I might remark here that some communities have tried to deal with this question in what seems to me a very bungling manner, namely: by forcing the “seducer” of a woman under the legal age of consent to choose between marrying her and going to jail. Such laws represent concessions to traditional prejudices, and have little relation either to justice or common sense. They take no cognizance of the inclination of the parties or their fitness for marriage; hence they afford a stupid way of legitimizing the child. It would be much more sensible to regard every child as legitimate by the very fact of having arrived in the world, and to demand of its parents a full discharge of parental responsibility, without complicating it with the very different question of marital obligations. Another legal provision which is as general as it is humiliating to women is that which permits a father to recover damages from the seducer of his daughter. This law, which is in force in several of our States, is supposed to find justification in the daughter’s status as a servant in her father’s house; but since the law grants him no similar redress for the seduction of a servant who is not his daughter, it is evident that its real basis is in a surviving notion of woman as the natural property of a male owner. These laws do not lessen the disgrace that attaches to extra-legal birth; rather they recognize and endorse it.

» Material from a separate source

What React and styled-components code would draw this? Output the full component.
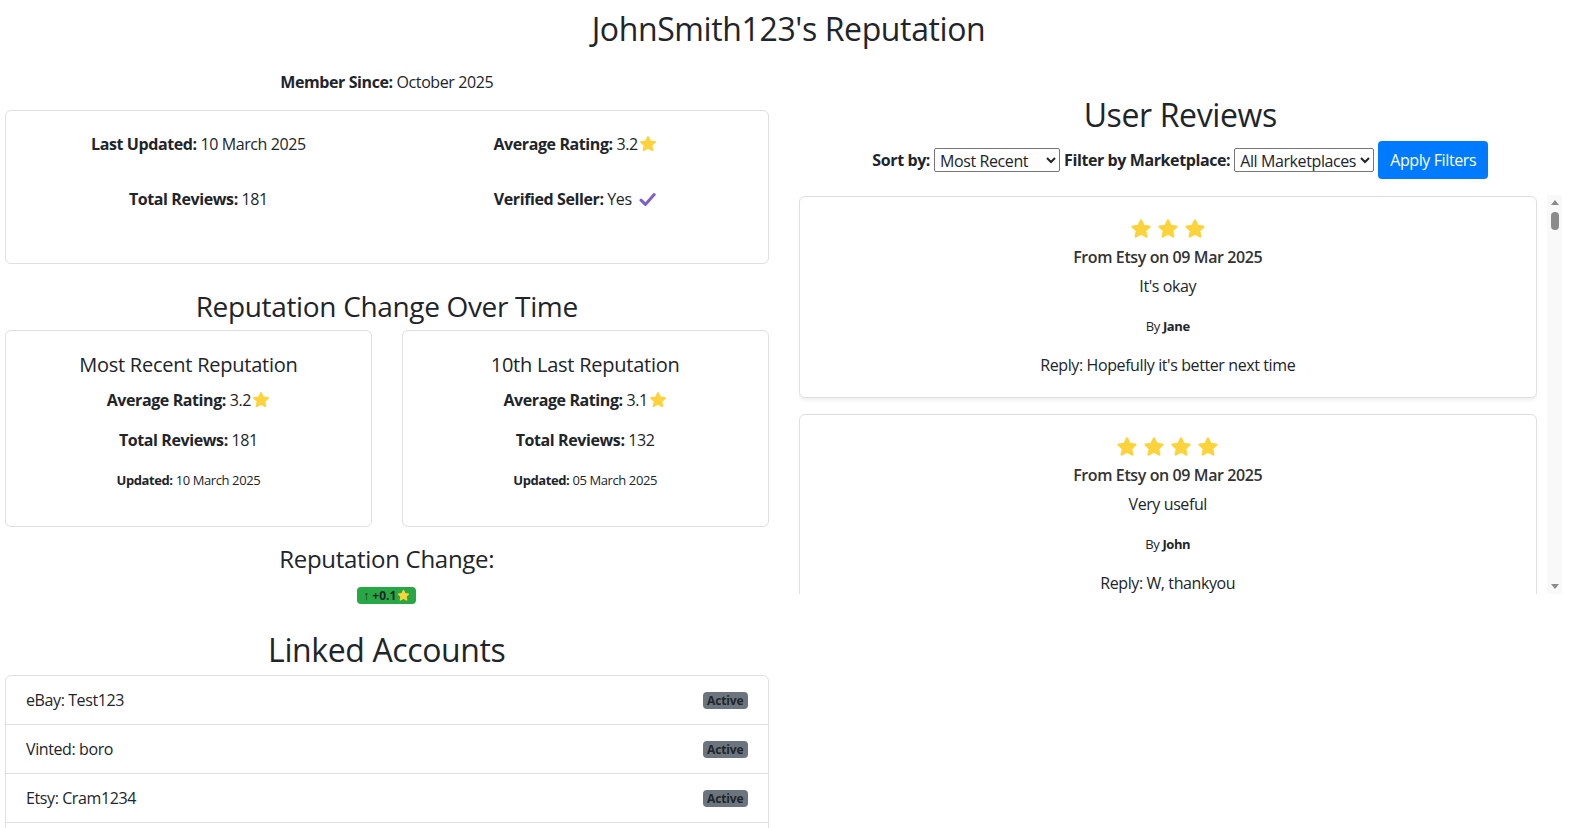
import React from 'react'
import styled, { createGlobalStyle } from 'styled-components'


const reviews = [
    { stars: 3, market: 'Etsy', date: '09 Mar 2025', text: "It's okay", by: 'Jane', reply: "Hopefully it's better next time" },
    { stars: 4, market: 'Etsy', date: '09 Mar 2025', text: 'Very useful', by: 'John', reply: 'W, thankyou' },
    { stars: 5, market: 'eBay', date: '08 Mar 2025', text: 'Fast shipping, great seller', by: 'Mark', reply: 'Thanks Mark!' },
    { stars: 2, market: 'Vinted', date: '07 Mar 2025', text: 'Item arrived late', by: 'Sophie', reply: 'Sorry about the delay' },
    { stars: 4, market: 'eBay', date: '06 Mar 2025', text: 'As described', by: 'Liam', reply: 'Cheers!' },
    { stars: 3, market: 'Etsy', date: '05 Mar 2025', text: 'Decent quality', by: 'Emma', reply: 'Thank you for the feedback' },
    { stars: 5, market: 'Vinted', date: '04 Mar 2025', text: 'Perfect condition', by: 'Oliver', reply: 'Glad you like it' },
    { stars: 1, market: 'eBay', date: '03 Mar 2025', text: 'Wrong size sent', by: 'Ava', reply: 'Please get in touch' },
]

// repeat so the list scrolls like the real one
const allReviews = Array.from({ length: 40 }, (_, i) => reviews[i % reviews.length])

const accounts = [
    { name: 'eBay: Test123' },
    { name: 'Vinted: boro' },
    { name: 'Etsy: Cram1234' },
    { name: 'Depop: cram_sells' },
]


const Star = ({ size = 16 }) => (
    <StarSvg width={size} height={size} viewBox="0 0 24 24">
        <polygon
            points="12,2.8 14.8,8.7 21.2,9.4 16.4,13.8 17.8,20.2 12,16.9 6.2,20.2 7.6,13.8 2.8,9.4 9.2,8.7"
            fill="#fdd33b"
            stroke="#fdd33b"
            strokeWidth="2.6"
            strokeLinejoin="round"
        />
    </StarSvg>
)

const Check = () => (
    <CheckSvg width="17" height="15" viewBox="0 0 17 15">
        <path d="M2 8.2 L6.4 12.4 L15.2 2.6" fill="none" stroke="#7d5fce" strokeWidth="3" strokeLinecap="round" strokeLinejoin="round" />
    </CheckSvg>
)


const App = () => {

    return (
        <Page>
            <GlobalStyle />
            <Title>JohnSmith123's Reputation</Title>
            <Columns>
                <section>
                    <MemberSince><b>Member Since:</b> October 2025</MemberSince>

                    <SummaryCard>
                        <Stat><b>Last Updated:</b> 10 March 2025</Stat>
                        <Stat><b>Average Rating:</b> 3.2<Star size={18} /></Stat>
                        <Stat><b>Total Reviews:</b> 181</Stat>
                        <Stat><b>Verified Seller:</b> Yes <Check /></Stat>
                    </SummaryCard>

                    <SectionTitle>Reputation Change Over Time</SectionTitle>
                    <SnapshotRow>
                        <SnapshotCard>
                            <h5>Most Recent Reputation</h5>
                            <p><b>Average Rating:</b> 3.2<Star size={18} /></p>
                            <p><b>Total Reviews:</b> 181</p>
                            <small><b>Updated:</b> 10 March 2025</small>
                        </SnapshotCard>
                        <SnapshotCard>
                            <h5>10th Last Reputation</h5>
                            <p><b>Average Rating:</b> 3.1<Star size={18} /></p>
                            <p><b>Total Reviews:</b> 132</p>
                            <small><b>Updated:</b> 05 March 2025</small>
                        </SnapshotCard>
                    </SnapshotRow>

                    <ChangeTitle>Reputation Change:</ChangeTitle>
                    <ChangeLine>
                        <ChangeBadge>↑ +0.1<Star size={13} /></ChangeBadge>
                    </ChangeLine>

                    <ListTitle>Linked Accounts</ListTitle>
                    <AccountList>
                        {
                            accounts.map((acc) => (
                                <AccountItem key={acc.name}>
                                    {acc.name}
                                    <StatusBadge>Active</StatusBadge>
                                </AccountItem>
                            ))
                        }
                    </AccountList>
                </section>

                <section>
                    <ReviewsTitle>User Reviews</ReviewsTitle>
                    <FilterBar>
                        <label htmlFor="sort">Sort by:</label>
                        <Select id="sort" $width="126px" defaultValue="recent">
                            <option value="recent">Most Recent</option>
                            <option value="highest">Highest</option>
                            <option value="lowest">Lowest</option>
                        </Select>
                        <label htmlFor="market">Filter by Marketplace:</label>
                        <Select id="market" $width="auto" defaultValue="all">
                            <option value="all">All Marketplaces</option>
                            <option value="ebay">eBay</option>
                            <option value="etsy">Etsy</option>
                            <option value="vinted">Vinted</option>
                        </Select>
                        <ApplyButton type="button">Apply Filters</ApplyButton>
                    </FilterBar>

                    <ReviewPane>
                        <ReviewScroller>
                            {
                                allReviews.map((r, i) => (
                                    <ReviewCard key={i}>
                                        <Stars>
                                            {Array.from({ length: r.stars }, (_, s) => <Star key={s} size={22} />)}
                                        </Stars>
                                        <ReviewSource>From {r.market} on {r.date}</ReviewSource>
                                        <ReviewText>{r.text}</ReviewText>
                                        <ReviewAuthor>By <b>{r.by}</b></ReviewAuthor>
                                        <ReviewReply>Reply: {r.reply}</ReviewReply>
                                    </ReviewCard>
                                ))
                            }
                        </ReviewScroller>
                        <ScrollRail aria-hidden="true">
                            <RailArrow />
                            <RailThumb />
                            <RailArrow $down />
                        </ScrollRail>
                    </ReviewPane>
                </section>
            </Columns>
        </Page>
    )

}


const GlobalStyle = createGlobalStyle`
    *, *::before, *::after {
        box-sizing: border-box;
    }
    body {
        margin: 0;
        background: #fff;
        color: #212529;
        font-family: "Open Sans", "Noto Sans", Arial, sans-serif;
        font-size: 16px;
        line-height: 1.5;
        letter-spacing: -0.025em;
    }
    b {
        font-weight: 700;
    }
`

const Page = styled.main `
    min-height: 100vh;
`

const Heading = styled.h2 `
    text-align: center;
    font-weight: 500;
    line-height: 1.2;
    letter-spacing: -0.012em;
`

const Title = styled(Heading) `
    margin: 0;
    padding-top: 10px;
    font-size: 32px;
`

const Columns = styled.div `
    display: grid;
    grid-template-columns: 1fr 1fr;
    column-gap: 30px;
    padding: 0 15px 0 5px;
    margin-top: 22px;
    align-items: start;
`

const StarSvg = styled.svg `
    display: inline-block;
    vertical-align: -3px;
    margin-left: 1px;
`

const CheckSvg = styled.svg `
    display: inline-block;
    vertical-align: -2px;
    margin-left: 4px;
`

const MemberSince = styled.p `
    margin: 0 0 16px;
    text-align: center;
`

const Card = styled.div `
    border: 1px solid #dfdfdf;
    border-radius: 6px;
    background: #fff;
`

const SummaryCard = styled(Card) `
    display: grid;
    grid-template-columns: 1fr 1fr;
    row-gap: 31px;
    padding: 21px 4px 52px;
`

const Stat = styled.p `
    margin: 0;
    text-align: center;
`

const SectionTitle = styled(Heading).attrs({ as: 'h3' }) `
    margin: 26px 0 6px;
    font-size: 28px;
`

const SnapshotRow = styled.div `
    display: grid;
    grid-template-columns: 1fr 1fr;
    column-gap: 30px;
`

const SnapshotCard = styled(Card) `
    padding: 22px 16px 20px;
    text-align: center;

    h5 {
        margin: 0 0 11px;
        font-size: 20px;
        font-weight: 500;
        line-height: 1.2;
        letter-spacing: -0.012em;
    }

    p {
        margin: 0 0 16px;
    }

    small {
        display: block;
        font-size: 13px;
        line-height: 24px;
        margin-bottom: 14px;
    }
`

const ChangeTitle = styled(Heading).attrs({ as: 'h4' }) `
    margin: 18px 0 8px;
    font-size: 24px;
`

const ChangeLine = styled.p `
    margin: 0;
    text-align: center;
    line-height: 24px;
`

const ChangeBadge = styled.span `
    display: inline-block;
    padding: 2px 6px;
    border-radius: 4px;
    background: #28a745;
    color: #212529;
    font-size: 12px;
    font-weight: 700;
    line-height: 13px;
    letter-spacing: 0;

    svg {
        vertical-align: -2px;
    }
`

const ListTitle = styled(Heading) `
    margin: 25px 0 6px;
    font-size: 32px;
`

const AccountList = styled.ul `
    margin: 0;
    padding: 0;
    list-style: none;
    border: 1px solid #dfdfdf;
    border-radius: 6px;
`

const AccountItem = styled.li `
    display: flex;
    align-items: center;
    justify-content: space-between;
    padding: 12px 20px;
    line-height: 24px;

    & + & {
        border-top: 1px solid #dfdfdf;
    }
`

const StatusBadge = styled.span `
    padding: 3px 4px;
    border-radius: 4px;
    background: #6c757d;
    color: #212529;
    font-size: 12px;
    font-weight: 700;
    line-height: 11px;
    letter-spacing: -0.01em;
`

const ReviewsTitle = styled(Heading) `
    margin: 26px 0 6px;
    font-size: 32px;
`

const FilterBar = styled.div `
    display: flex;
    align-items: center;
    justify-content: center;
    gap: 4px;

    label {
        font-weight: 700;
    }
`

const Select = styled.select `
    width: ${(p) => p.$width};
    height: 24px;
    padding: 0 1px;
    border: 1px solid #767676;
    border-radius: 2px;
    background: #fff;
    color: #212529;
    font-family: inherit;
    font-size: 16px;
    letter-spacing: -0.025em;
`

const ApplyButton = styled.button `
    height: 38px;
    padding: 6px 12px;
    border: none;
    border-radius: 4px;
    background: #007bff;
    color: #fff;
    font-family: inherit;
    font-size: 16px;
    line-height: 24px;
    letter-spacing: -0.025em;
    cursor: pointer;
`

const ReviewPane = styled.div `
    display: flex;
    gap: 10px;
    height: 399px;
    margin-top: 16px;
`

const ReviewScroller = styled.div `
    flex: 1;
    min-width: 0;
    overflow-y: auto;
    scrollbar-width: none;

    &::-webkit-scrollbar {
        display: none;
    }
`

const ScrollRail = styled.div `
    width: 15px;
    display: flex;
    flex-direction: column;
    align-items: center;
    background: #f9f9f9;
`

const RailArrow = styled.div `
    width: 15px;
    height: 15px;
    display: flex;
    align-items: center;
    justify-content: center;
    margin-top: ${(p) => p.$down ? 'auto' : '0'};

    &::before {
        content: "";
        width: 0;
        height: 0;
        border-left: 4.5px solid transparent;
        border-right: 4.5px solid transparent;
        border-${(p) => p.$down ? 'top' : 'bottom'}: 5px solid #8b8b8b;
    }
`

const RailThumb = styled.div `
    width: 8px;
    height: 18px;
    margin-top: 2px;
    border-radius: 4px;
    background: #8b8b8b;
`

const ReviewCard = styled(Card) `
    margin: 1px 0 16px;
    padding: 20px 16px;
    text-align: center;
    box-shadow: 0 2px 4px rgba(0, 0, 0, 0.075);
`

const Stars = styled.div `
    display: flex;
    justify-content: center;
    gap: 5px;
    height: 24px;
    align-items: center;
    margin-bottom: 4px;

    svg {
        margin: 0;
    }
`

const ReviewSource = styled.h6 `
    margin: 0 0 5px;
    font-size: 16px;
    font-weight: 600;
    line-height: 24px;
    color: #333;
`

const ReviewText = styled.p `
    margin: 0 0 18px;
`

const ReviewAuthor = styled.p `
    margin: 0 0 17px;
    font-size: 13px;
    line-height: 20px;
`

const ReviewReply = styled.p `
    margin: 0;
`


export default App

The importance of abolishing illegitimacy is not to be underrated, for it means the removal of the legal sanctions which have enforced a barbarous custom. But the abolition of illegitimacy can not be expected entirely to remove the stigma attaching to unmarried motherhood and birth out of wedlock. That will disappear only when the economic independence of women shall have resulted in a spiritual independence which will lead them to examine critically the social dogmas that have been forced upon them, and to repudiate those which conflict with justice. In other words, it will involve an adaptation to more humane ethical standards; an adaptation which has begun but may be long in reaching completion, for superstition and taboo are not easily eradicated.